● **WHAT YOU ARE ASKED TO DO**: Below is a listing to write out in full, exactly as given, without its pictures.

● **DATA PROVIDED**:
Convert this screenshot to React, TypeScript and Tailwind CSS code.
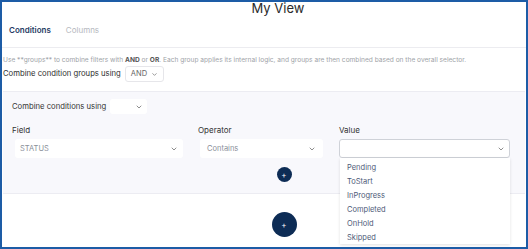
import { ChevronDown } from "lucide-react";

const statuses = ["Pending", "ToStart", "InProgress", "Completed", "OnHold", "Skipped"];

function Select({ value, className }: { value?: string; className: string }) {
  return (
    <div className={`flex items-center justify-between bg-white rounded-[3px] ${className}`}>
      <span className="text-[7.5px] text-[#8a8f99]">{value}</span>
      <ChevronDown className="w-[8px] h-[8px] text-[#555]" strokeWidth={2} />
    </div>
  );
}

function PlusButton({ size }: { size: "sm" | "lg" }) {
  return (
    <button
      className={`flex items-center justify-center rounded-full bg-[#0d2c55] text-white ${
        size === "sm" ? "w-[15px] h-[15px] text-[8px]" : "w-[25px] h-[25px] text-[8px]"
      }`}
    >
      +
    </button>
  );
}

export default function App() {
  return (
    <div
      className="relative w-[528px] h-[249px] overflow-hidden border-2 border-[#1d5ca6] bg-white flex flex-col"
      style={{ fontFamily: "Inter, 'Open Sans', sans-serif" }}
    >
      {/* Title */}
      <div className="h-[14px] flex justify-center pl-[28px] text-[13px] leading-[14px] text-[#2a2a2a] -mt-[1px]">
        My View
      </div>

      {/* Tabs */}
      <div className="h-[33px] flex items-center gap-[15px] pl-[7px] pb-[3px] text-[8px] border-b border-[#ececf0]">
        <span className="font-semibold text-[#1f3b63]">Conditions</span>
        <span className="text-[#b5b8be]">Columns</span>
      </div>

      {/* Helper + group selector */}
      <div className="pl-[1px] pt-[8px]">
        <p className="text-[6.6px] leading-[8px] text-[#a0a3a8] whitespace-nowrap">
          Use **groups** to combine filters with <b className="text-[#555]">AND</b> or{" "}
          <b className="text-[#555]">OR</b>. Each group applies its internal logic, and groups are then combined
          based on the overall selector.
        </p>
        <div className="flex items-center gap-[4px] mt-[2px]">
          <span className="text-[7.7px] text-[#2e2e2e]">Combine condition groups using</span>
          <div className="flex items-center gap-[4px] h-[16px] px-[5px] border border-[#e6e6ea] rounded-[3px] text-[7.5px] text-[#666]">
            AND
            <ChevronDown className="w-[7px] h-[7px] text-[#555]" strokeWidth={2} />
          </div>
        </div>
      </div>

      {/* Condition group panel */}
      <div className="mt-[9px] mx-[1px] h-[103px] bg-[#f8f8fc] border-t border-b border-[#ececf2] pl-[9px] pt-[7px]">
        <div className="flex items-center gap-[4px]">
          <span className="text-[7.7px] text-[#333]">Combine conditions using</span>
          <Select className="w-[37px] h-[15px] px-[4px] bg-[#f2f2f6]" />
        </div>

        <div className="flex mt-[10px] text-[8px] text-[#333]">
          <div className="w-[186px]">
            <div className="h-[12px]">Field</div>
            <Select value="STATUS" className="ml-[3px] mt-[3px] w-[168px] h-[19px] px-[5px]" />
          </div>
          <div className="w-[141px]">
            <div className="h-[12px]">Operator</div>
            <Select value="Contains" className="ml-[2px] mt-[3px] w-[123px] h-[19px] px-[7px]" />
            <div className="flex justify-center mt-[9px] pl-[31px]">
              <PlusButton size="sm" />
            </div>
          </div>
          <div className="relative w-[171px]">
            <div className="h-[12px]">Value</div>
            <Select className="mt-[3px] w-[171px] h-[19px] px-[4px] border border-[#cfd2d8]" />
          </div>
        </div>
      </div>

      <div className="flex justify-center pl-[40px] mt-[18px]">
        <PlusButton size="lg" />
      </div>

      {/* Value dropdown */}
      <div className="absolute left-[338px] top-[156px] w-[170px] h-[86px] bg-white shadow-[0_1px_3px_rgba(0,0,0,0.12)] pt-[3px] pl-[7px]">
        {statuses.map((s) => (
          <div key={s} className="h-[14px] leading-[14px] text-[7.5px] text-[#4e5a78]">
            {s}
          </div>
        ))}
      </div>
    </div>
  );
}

● **WORKED ANSWER**:
Convert this screenshot to React, TypeScript and Tailwind CSS code.
import { ChevronDown } from "lucide-react";

const statuses = ["Pending", "ToStart", "InProgress", "Completed", "OnHold", "Skipped"];

function Select({ value, className }: { value?: string; className: string }) {
  return (
    <div className={`flex items-center justify-between bg-white rounded-[3px] ${className}`}>
      <span className="text-[7.5px] text-[#8a8f99]">{value}</span>
      <ChevronDown className="w-[8px] h-[8px] text-[#555]" strokeWidth={2} />
    </div>
  );
}

function PlusButton({ size }: { size: "sm" | "lg" }) {
  return (
    <button
      className={`flex items-center justify-center rounded-full bg-[#0d2c55] text-white ${
        size === "sm" ? "w-[15px] h-[15px] text-[8px]" : "w-[25px] h-[25px] text-[8px]"
      }`}
    >
      +
    </button>
  );
}

export default function App() {
  return (
    <div
      className="relative w-[528px] h-[249px] overflow-hidden border-2 border-[#1d5ca6] bg-white flex flex-col"
      style={{ fontFamily: "Inter, 'Open Sans', sans-serif" }}
    >
      {/* Title */}
      <div className="h-[14px] flex justify-center pl-[28px] text-[13px] leading-[14px] text-[#2a2a2a] -mt-[1px]">
        My View
      </div>

      {/* Tabs */}
      <div className="h-[33px] flex items-center gap-[15px] pl-[7px] pb-[3px] text-[8px] border-b border-[#ececf0]">
        <span className="font-semibold text-[#1f3b63]">Conditions</span>
        <span className="text-[#b5b8be]">Columns</span>
      </div>

      {/* Helper + group selector */}
      <div className="pl-[1px] pt-[8px]">
        <p className="text-[6.6px] leading-[8px] text-[#a0a3a8] whitespace-nowrap">
          Use **groups** to combine filters with <b className="text-[#555]">AND</b> or{" "}
          <b className="text-[#555]">OR</b>. Each group applies its internal logic, and groups are then combined
          based on the overall selector.
        </p>
        <div className="flex items-center gap-[4px] mt-[2px]">
          <span className="text-[7.7px] text-[#2e2e2e]">Combine condition groups using</span>
          <div className="flex items-center gap-[4px] h-[16px] px-[5px] border border-[#e6e6ea] rounded-[3px] text-[7.5px] text-[#666]">
            AND
            <ChevronDown className="w-[7px] h-[7px] text-[#555]" strokeWidth={2} />
          </div>
        </div>
      </div>

      {/* Condition group panel */}
      <div className="mt-[9px] mx-[1px] h-[103px] bg-[#f8f8fc] border-t border-b border-[#ececf2] pl-[9px] pt-[7px]">
        <div className="flex items-center gap-[4px]">
          <span className="text-[7.7px] text-[#333]">Combine conditions using</span>
          <Select className="w-[37px] h-[15px] px-[4px] bg-[#f2f2f6]" />
        </div>

        <div className="flex mt-[10px] text-[8px] text-[#333]">
          <div className="w-[186px]">
            <div className="h-[12px]">Field</div>
            <Select value="STATUS" className="ml-[3px] mt-[3px] w-[168px] h-[19px] px-[5px]" />
          </div>
          <div className="w-[141px]">
            <div className="h-[12px]">Operator</div>
            <Select value="Contains" className="ml-[2px] mt-[3px] w-[123px] h-[19px] px-[7px]" />
            <div className="flex justify-center mt-[9px] pl-[31px]">
              <PlusButton size="sm" />
            </div>
          </div>
          <div className="relative w-[171px]">
            <div className="h-[12px]">Value</div>
            <Select className="mt-[3px] w-[171px] h-[19px] px-[4px] border border-[#cfd2d8]" />
          </div>
        </div>
      </div>

      <div className="flex justify-center pl-[40px] mt-[18px]">
        <PlusButton size="lg" />
      </div>

      {/* Value dropdown */}
      <div className="absolute left-[338px] top-[156px] w-[170px] h-[86px] bg-white shadow-[0_1px_3px_rgba(0,0,0,0.12)] pt-[3px] pl-[7px]">
        {statuses.map((s) => (
          <div key={s} className="h-[14px] leading-[14px] text-[7.5px] text-[#4e5a78]">
            {s}
          </div>
        ))}
      </div>
    </div>
  );
}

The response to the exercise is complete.